Records with interface code:
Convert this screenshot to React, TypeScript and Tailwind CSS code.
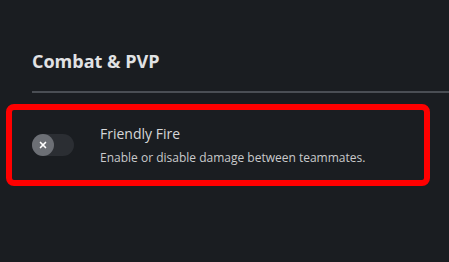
import { X } from 'lucide-react';

export default function App() {
  return (
    <div
      className="w-[449px] h-[262px] overflow-hidden bg-[#1a1d21] text-[#e3e4e6]"
      style={{ fontFamily: '"Open Sans", "Noto Sans", sans-serif' }}
    >
      <div className="pl-8 pt-[49px]">
        <h2 className="text-[18px] leading-[24px] font-bold text-[#e1e2e4]">Combat &amp; PVP</h2>
        <div className="mt-[18px] h-[2px] bg-[#4a4e54]" />

        {/* highlighted setting row */}
        <div className="-ml-[26px] mt-[11px] w-[424px] h-[82px] rounded-[8px] border-[6px] border-[#ff0000] flex items-center pl-5">
          <button className="w-[42px] h-[22px] rounded-full bg-[#2b2e33] flex items-center shrink-0">
            <span className="w-[22px] h-[22px] rounded-full bg-[#6c6f75] flex items-center justify-center">
              <X className="w-[10px] h-[10px] text-white" strokeWidth={4} />
            </span>
          </button>
          <div className="ml-[26px]">
            <div className="text-[14px] leading-[20px] text-[#d6d7d9]">Friendly Fire</div>
            <div className="mt-[5px] text-[12px] leading-[18px] text-[#c9cacc]">
              Enable or disable damage between teammates.
            </div>
          </div>
        </div>
      </div>
    </div>
  );
}
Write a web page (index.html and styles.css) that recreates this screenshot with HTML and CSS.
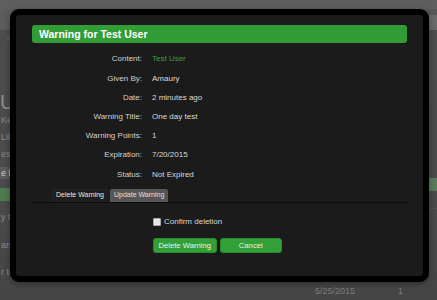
FILE: index.html
```html
<!DOCTYPE html>
<html>
<head>
<meta charset="utf-8">
<link rel="stylesheet" href="styles.css">
</head>
<body>
<div class="page">
  <div class="topbar"></div>
  <div class="subbar">
    <div class="sub-left"></div>
    <div class="sub-right"></div>
  </div>
  <div class="body">
    <div class="side-left">
      <div class="nav-item">N</div>
      <div class="big">User</div>
      <div class="small">Kek</div>
      <div class="small">Like</div>
      <div class="small">ess</div>
      <div class="boxed">e Pr</div>
      <div class="greenbar"></div>
      <div class="small t1">y test</div>
      <div class="small t2">and</div>
      <div class="small t3">r test</div>
    </div>
    <div class="main"></div>
    <div class="side-right">
      <div class="green-r"></div>
      <div class="line-r"></div>
    </div>
  </div>
  <div class="footer-row">
    <span class="date">5/25/2015</span>
    <span class="count">1</span>
  </div>
</div>

<div class="modal">
  <div class="modal-title">Warning for Test User</div>
  <div class="info">
    <div class="label">Content:</div><div class="value"><span class="link">Test User</span></div>
    <div class="label">Given By:</div><div class="value">Amaury</div>
    <div class="label">Date:</div><div class="value">2 minutes ago</div>
    <div class="label">Warning Title:</div><div class="value">One day test</div>
    <div class="label">Warning Points:</div><div class="value">1</div>
    <div class="label">Expiration:</div><div class="value">7/20/2015</div>
    <div class="label">Status:</div><div class="value">Not Expired</div>
  </div>
  <div class="tabs">
    <div class="tab active">Delete Warning</div>
    <div class="tab">Update Warning</div>
  </div>
  <div class="form">
    <label class="confirm"><input type="checkbox" class="check"><span>Confirm deletion</span></label>
    <div class="buttons">
      <button class="btn btn-delete">Delete Warning</button>
      <button class="btn btn-cancel">Cancel</button>
    </div>
  </div>
</div>
</body>
</html>
```

FILE: styles.css
```css
html, body {
  margin: 0;
  padding: 0;
}
body {
  width: 437px;
  height: 300px;
  overflow: hidden;
  position: relative;
  font-family: "Liberation Sans", Arial, sans-serif;
  background: #4a4a4a;
}
.page {
  height: 300px;
  display: flex;
  flex-direction: column;
  background: linear-gradient(180deg, #4d4d4d 0%, #4a4a4a 70%, #454545 100%);
}
.topbar {
  height: 9px;
  background: #5e5e5e;
}
.subbar {
  height: 21px;
  display: flex;
  justify-content: space-between;
  background: #575757;
}
.sub-left {
  width: 12px;
  background: #5c5c5c;
}
.sub-right {
  width: 10px;
  margin-top: 6px;
  background: #6a6a6a;
}
.body {
  flex: 1;
  display: flex;
}
.side-left {
  width: 40px;
  color: #8a8a8a;
  font-size: 9px;
}
.nav-item {
  margin: 5px 0 0 7px;
  font-size: 7px;
  color: #6d6d6d;
}
.big {
  margin-top: 50px;
  font-size: 20px;
  line-height: 20px;
  color: #8d8d8d;
}
.small {
  height: 17px;
  line-height: 17px;
  padding-left: 1px;
  white-space: nowrap;
}
.boxed {
  margin-top: 4px;
  height: 12px;
  line-height: 12px;
  background: #5b5b5b;
  color: #cfcfcf;
  padding-left: 1px;
}
.greenbar {
  margin-top: 9px;
  height: 13px;
  background: #4f7a4f;
}
.t1 { margin-top: 8px; }
.t2 { margin-top: 11px; }
.t3 { margin-top: 10px; }
.main {
  flex: 1;
}
.side-right {
  width: 10px;
  display: flex;
  flex-direction: column;
}
.green-r {
  margin-top: 148px;
  height: 13px;
  background: #5c7a5c;
}
.line-r {
  margin-top: 17px;
  height: 1px;
  background: #555;
}
.footer-row {
  height: 18px;
  display: flex;
  align-items: center;
  font-size: 9px;
  color: #7c7c7c;
}
.date {
  margin-left: 315px;
}
.count {
  margin-left: 43px;
}

/* modal */
.modal {
  position: absolute;
  left: 10px;
  top: 9px;
  width: 419px;
  height: 273px;
  box-sizing: border-box;
  border: 6px solid #000;
  border-radius: 9px;
  background: #1b1b1b;
  padding: 10px 16px 0 16px;
  box-shadow: 0 2px 6px rgba(0,0,0,0.35);
}
.modal-title {
  height: 18px;
  line-height: 18px;
  background: #329c36;
  border-radius: 3px;
  color: #fff;
  font-weight: bold;
  font-size: 10.5px;
  padding-left: 7px;
}
.info {
  margin-top: 6.4px;
  display: grid;
  grid-template-columns: 110px 1fr;
  column-gap: 10px;
  font-size: 8px;
  line-height: 19.2px;
}
.label {
  text-align: right;
  color: #d2d2d2;
}
.value {
  color: #dadada;
}
.link {
  color: #3f9c3f;
}
.tabs {
  margin-top: 5.5px;
  display: flex;
  align-items: flex-end;
  padding-left: 19.5px;
  border-bottom: 1px solid #0c0c0c;
  font-size: 7px;
}
.tab {
  height: 12.5px;
  line-height: 12.5px;
  padding: 0 4px;
  color: #e0e0e0;
  background: #565656;
  border-radius: 2px 2px 0 0;
  margin-right: 1.5px;
  white-space: nowrap;
}
.tab.active {
  background: #1e1e1e;
  color: #e8e8e8;
  box-shadow: inset 1px 1px 0 #262626;
  padding: 0 4.5px;
}
.form {
  padding-left: 120.5px;
}
.confirm {
  margin-top: 14px;
  display: flex;
  align-items: center;
  gap: 3.5px;
  font-size: 8px;
  color: #d8d8d8;
  height: 10px;
}
.check {
  appearance: none;
  -webkit-appearance: none;
  margin: 0;
  width: 8px;
  height: 8px;
  box-sizing: border-box;
  background: #e6e6e6;
  border: 1px solid #a8a8a8;
  border-radius: 1px;
}
.buttons {
  margin-top: 11.5px;
  display: flex;
  gap: 2.5px;
}
.btn {
  height: 14.5px;
  box-sizing: border-box;
  border: 1px solid #2b8a2f;
  border-radius: 3px;
  background: #33a037;
  color: #e8f0e8;
  font-family: "Liberation Sans", Arial, sans-serif;
  font-size: 7.7px;
  padding: 0;
  line-height: 12px;
  text-align: center;
}
.btn-delete {
  width: 64.5px;
}
.btn-cancel {
  width: 62.5px;
}
```
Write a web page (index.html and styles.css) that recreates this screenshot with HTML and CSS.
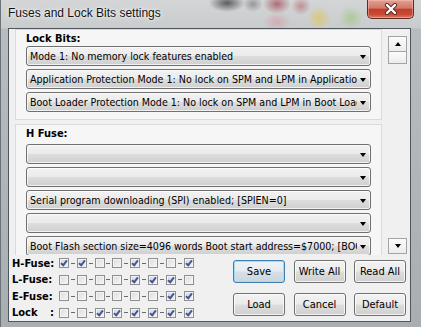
FILE: index.html
```html
<!DOCTYPE html>
<html lang="en">
<head>
  <meta charset="UTF-8">
  <meta name="viewport" content="width=device-width, initial-scale=1.0">
  <title>Fuses and Lock Bits settings</title>
  <link rel="stylesheet" href="styles.css">
</head>
<body>
  <div class="window">
    <div class="titlebar">
      <span class="title">Fuses and Lock Bits settings</span>
      <div class="close">
        <svg width="14" height="12" viewBox="0 0 14 12">
          <path d="M3 2 L11 10 M11 2 L3 10" stroke="#5a2a22" stroke-width="4.2" stroke-linecap="round"/>
          <path d="M3 2 L11 10 M11 2 L3 10" stroke="#fff" stroke-width="2.4" stroke-linecap="round"/>
        </svg>
      </div>
    </div>

    <div class="client">
      <div class="scrollbox">
        <div class="panels">
          <section class="group">
            <h2>Lock Bits:</h2>
            <div class="combo"><span class="val">Mode 1: No memory lock features enabled</span><span class="arrow"></span></div>
            <div class="combo"><span class="val">Application Protection Mode 1: No lock on SPM and LPM in Application Section</span><span class="arrow"></span></div>
            <div class="combo"><span class="val">Boot Loader Protection Mode 1: No lock on SPM and LPM in Boot Loader Section</span><span class="arrow"></span></div>
          </section>

          <section class="group fuse">
            <h2>H Fuse:</h2>
            <div class="combo"><span class="val"></span><span class="arrow"></span></div>
            <div class="combo"><span class="val"></span><span class="arrow"></span></div>
            <div class="combo"><span class="val">Serial program downloading (SPI) enabled; [SPIEN=0]</span><span class="arrow"></span></div>
            <div class="combo"><span class="val"></span><span class="arrow"></span></div>
            <div class="combo"><span class="val">Boot Flash section size=4096 words Boot start address=$7000; [BOOTSZ=00]</span><span class="arrow"></span></div>
            <div class="combo"><span class="val"></span><span class="arrow"></span></div>
          </section>
        </div>

        <div class="vscroll">
          <div class="sb-btn"><span class="tri up"></span></div>
          <div class="sb-thumb"></div>
          <div class="sb-track"></div>
          <div class="sb-btn"><span class="tri down"></span></div>
        </div>
      </div>

      <div class="bottom">
        <div class="bits">
          <div class="bit-row">
            <span class="bit-label">H-Fuse:</span>
            <span class="cb on"></span><span class="dash"></span><span class="cb on"></span><span class="dash"></span><span class="cb"></span><span class="dash"></span><span class="cb"></span><span class="dash"></span><span class="cb on"></span><span class="dash"></span><span class="cb"></span><span class="dash"></span><span class="cb"></span><span class="dash"></span><span class="cb on"></span>
          </div>
          <div class="bit-row">
            <span class="bit-label">L-Fuse:</span>
            <span class="cb"></span><span class="dash"></span><span class="cb"></span><span class="dash"></span><span class="cb"></span><span class="dash"></span><span class="cb"></span><span class="dash"></span><span class="cb on"></span><span class="dash"></span><span class="cb on"></span><span class="dash"></span><span class="cb on"></span><span class="dash"></span><span class="cb"></span>
          </div>
          <div class="bit-row">
            <span class="bit-label">E-Fuse:</span>
            <span class="cb"></span><span class="dash"></span><span class="cb"></span><span class="dash"></span><span class="cb"></span><span class="dash"></span><span class="cb"></span><span class="dash"></span><span class="cb"></span><span class="dash"></span><span class="cb"></span><span class="dash"></span><span class="cb on"></span><span class="dash"></span><span class="cb on"></span>
          </div>
          <div class="bit-row">
            <span class="bit-label split"><span>Lock</span><span>:</span></span>
            <span class="cb"></span><span class="dash"></span><span class="cb"></span><span class="dash"></span><span class="cb on"></span><span class="dash"></span><span class="cb on"></span><span class="dash"></span><span class="cb on"></span><span class="dash"></span><span class="cb on"></span><span class="dash"></span><span class="cb on"></span><span class="dash"></span><span class="cb on"></span>
          </div>
        </div>

        <div class="buttons">
          <button class="default">Save</button>
          <button>Write All</button>
          <button>Read All</button>
          <button>Load</button>
          <button>Cancel</button>
          <button>Default</button>
        </div>
      </div>
    </div>
  </div>
</body>
</html>
```

FILE: styles.css
```css
:root {
  --ui-font: 'DejaVu Sans Condensed', 'DejaVu Sans', sans-serif;
  --title-font: 'Liberation Sans', Arial, sans-serif;
  --face: #f0f0f0;
  --border: #707070;
}

body {
  margin: 0;
  width: 421px;
  height: 327px;
  overflow: hidden;
  font-family: var(--ui-font);
  font-stretch: condensed;
  font-size: 10.6px;
  color: #000;
}

/* glass frame */
.window {
  width: 421px;
  height: 327px;
  box-sizing: border-box;
  display: flex;
  flex-direction: column;
  border-left: 1px solid #6d7277;
  background:
    radial-gradient(ellipse 18px 9px at 226px 3px, rgba(50, 50, 55, 0.75), transparent),
    radial-gradient(ellipse 10px 8px at 252px 4px, rgba(90, 90, 95, 0.5), transparent),
    radial-gradient(ellipse 14px 10px at 276px 4px, rgba(150, 40, 55, 0.6), transparent),
    radial-gradient(ellipse 10px 9px at 300px 6px, rgba(170, 60, 70, 0.45), transparent),
    radial-gradient(ellipse 14px 10px at 276px 22px, rgba(215, 140, 150, 0.5), transparent),
    radial-gradient(ellipse 12px 12px at 318px 18px, rgba(225, 195, 80, 0.65), transparent),
    radial-gradient(ellipse 12px 12px at 350px 18px, rgba(150, 195, 110, 0.55), transparent),
    linear-gradient(to bottom, #d3d5d6 0, #c9cccd 28px, #b7bcc0 29px, #a9aeb2 100%);
}

.titlebar {
  height: 28px;
  display: flex;
  align-items: flex-start;
  flex-shrink: 0;
}

.title {
  padding: 6px 0 0 7px;
  font-family: var(--title-font);
  font-stretch: normal;
  font-size: 12px;
  color: #111;
  text-shadow: 0 0 6px rgba(255, 255, 255, 0.95), 0 0 2px rgba(255, 255, 255, 0.9);
}

.close {
  margin-left: auto;
  margin-right: 7px;
  width: 47px;
  height: 19px;
  box-sizing: border-box;
  border: 1px solid #5b2c28;
  border-top: none;
  border-radius: 0 0 5px 5px;
  background: linear-gradient(to bottom, #e1a192 0%, #d2776a 45%, #c23d2a 52%, #c84a34 80%, #de7c63 100%);
  box-shadow: inset 0 0 0 1px rgba(255, 200, 190, 0.45);
  display: flex;
  align-items: center;
  justify-content: center;
}

/* client area */
.client {
  flex: 1;
  margin: 0 10px 5px 7px;
  border: 1px solid #50565c;
  background: var(--face);
  display: flex;
  flex-direction: column;
}

.scrollbox {
  height: 226px;
  display: flex;
  overflow: hidden;
  flex-shrink: 0;
}

.panels {
  width: 367px;
  margin-left: 6px;
}

.group {
  border: 1px solid #dadada;
  background: #f6f6f6;
  padding: 2px 10px 4px;
}

.group + .group {
  margin-top: 4px;
}

.group h2 {
  font-size: 11px;
  line-height: 13px;
  font-weight: bold;
  margin: 0 0 1px;
}

.group.fuse h2 {
  margin-bottom: 4px;
}

.combo {
  height: 20px;
  box-sizing: border-box;
  margin-bottom: 3px;
  border: 1px solid var(--border);
  border-radius: 3px;
  background: linear-gradient(to bottom, #f2f2f2 0%, #ebebeb 48%, #dddddd 52%, #cfcfcf 100%);
  box-shadow: inset 0 0 0 1px rgba(255, 255, 255, 0.7);
  display: flex;
  align-items: center;
}

.combo .val {
  flex: 1;
  min-width: 0;
  overflow: hidden;
  white-space: nowrap;
  padding-left: 3px;
}

.combo .arrow {
  width: 0;
  height: 0;
  margin: 1px 4px 0 3px;
  border-left: 3.5px solid transparent;
  border-right: 3.5px solid transparent;
  border-top: 4px solid #000;
}

/* scrollbar */
.vscroll {
  width: 19px;
  margin: 7px 0 1px 6px;
  display: flex;
  flex-direction: column;
}

.sb-btn,
.sb-thumb {
  box-sizing: border-box;
  border: 1px solid #a4a4a4;
  background: linear-gradient(to bottom, #fbfbfb, #ececec);
}

.sb-btn {
  height: 16px;
  display: flex;
  align-items: center;
  justify-content: center;
}

.sb-thumb {
  height: 13px;
  margin-top: -1px;
}

.sb-track {
  flex: 1;
}

.tri {
  width: 0;
  height: 0;
  border-left: 3.5px solid transparent;
  border-right: 3.5px solid transparent;
}

.tri.up {
  border-bottom: 4px solid #000;
}

.tri.down {
  border-top: 4px solid #000;
}

/* bit rows and buttons */
.bottom {
  flex: 1;
  display: flex;
  justify-content: space-between;
}

.bits {
  padding-left: 3px;
}

.bit-row {
  height: 16.5px;
  display: flex;
  align-items: center;
}

.bit-label {
  width: 44px;
  margin-right: 3px;
  font-size: 11px;
  font-weight: bold;
  white-space: nowrap;
}

.bit-label.split {
  display: flex;
  justify-content: space-between;
  padding-right: 2px;
  width: 42px;
}

.cb {
  width: 10px;
  height: 10px;
  box-sizing: border-box;
  border: 1px solid #8f8f8f;
  background: linear-gradient(135deg, #dcdcdc, #f6f6f6);
  box-shadow: inset 0 0 0 1px #f4f4f4;
  display: flex;
  align-items: center;
  justify-content: center;
}

.cb.on {
  background: linear-gradient(135deg, #cfd8e6, #eef2f8);
}

.cb.on::after {
  content: '';
  width: 2px;
  height: 5px;
  margin-top: -1px;
  border-right: 2px solid #45578e;
  border-bottom: 2px solid #45578e;
  transform: rotate(38deg);
}

.dash {
  width: 7.8px;
  display: flex;
  justify-content: center;
}

.dash::before {
  content: '';
  width: 4px;
  height: 1px;
  background: #6a6a6a;
}

.buttons {
  display: grid;
  grid-template-columns: repeat(3, 52px);
  grid-auto-rows: 23px;
  column-gap: 8.5px;
  row-gap: 10px;
  margin: 5px 4px 0 0;
}

button {
  font-family: var(--ui-font);
  font-stretch: condensed;
  font-size: 11px;
  color: #000;
  padding: 0;
  border: 1px solid var(--border);
  border-radius: 3px;
  background: linear-gradient(to bottom, #f2f2f2 0%, #ebebeb 48%, #dddddd 52%, #cfcfcf 100%);
  box-shadow: inset 0 0 0 1px rgba(255, 255, 255, 0.75);
}

button.default {
  border-color: #3c7fb1;
  background: linear-gradient(to bottom, #eef3f6 0%, #e6ecf0 48%, #d6e0e6 52%, #c9d6de 100%);
  box-shadow: inset 0 0 0 1px #9fdcf5;
}
```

*STATED TASK*.
Pull out each line containing the word "page" and copy it.

*TASK ANSWER*.
Write a web page (index.html and styles.css) that recreates this screenshot with HTML and CSS.
<div class="page">
.page {
Write a web page (index.html and styles.css) that recreates this screenshot with HTML and CSS.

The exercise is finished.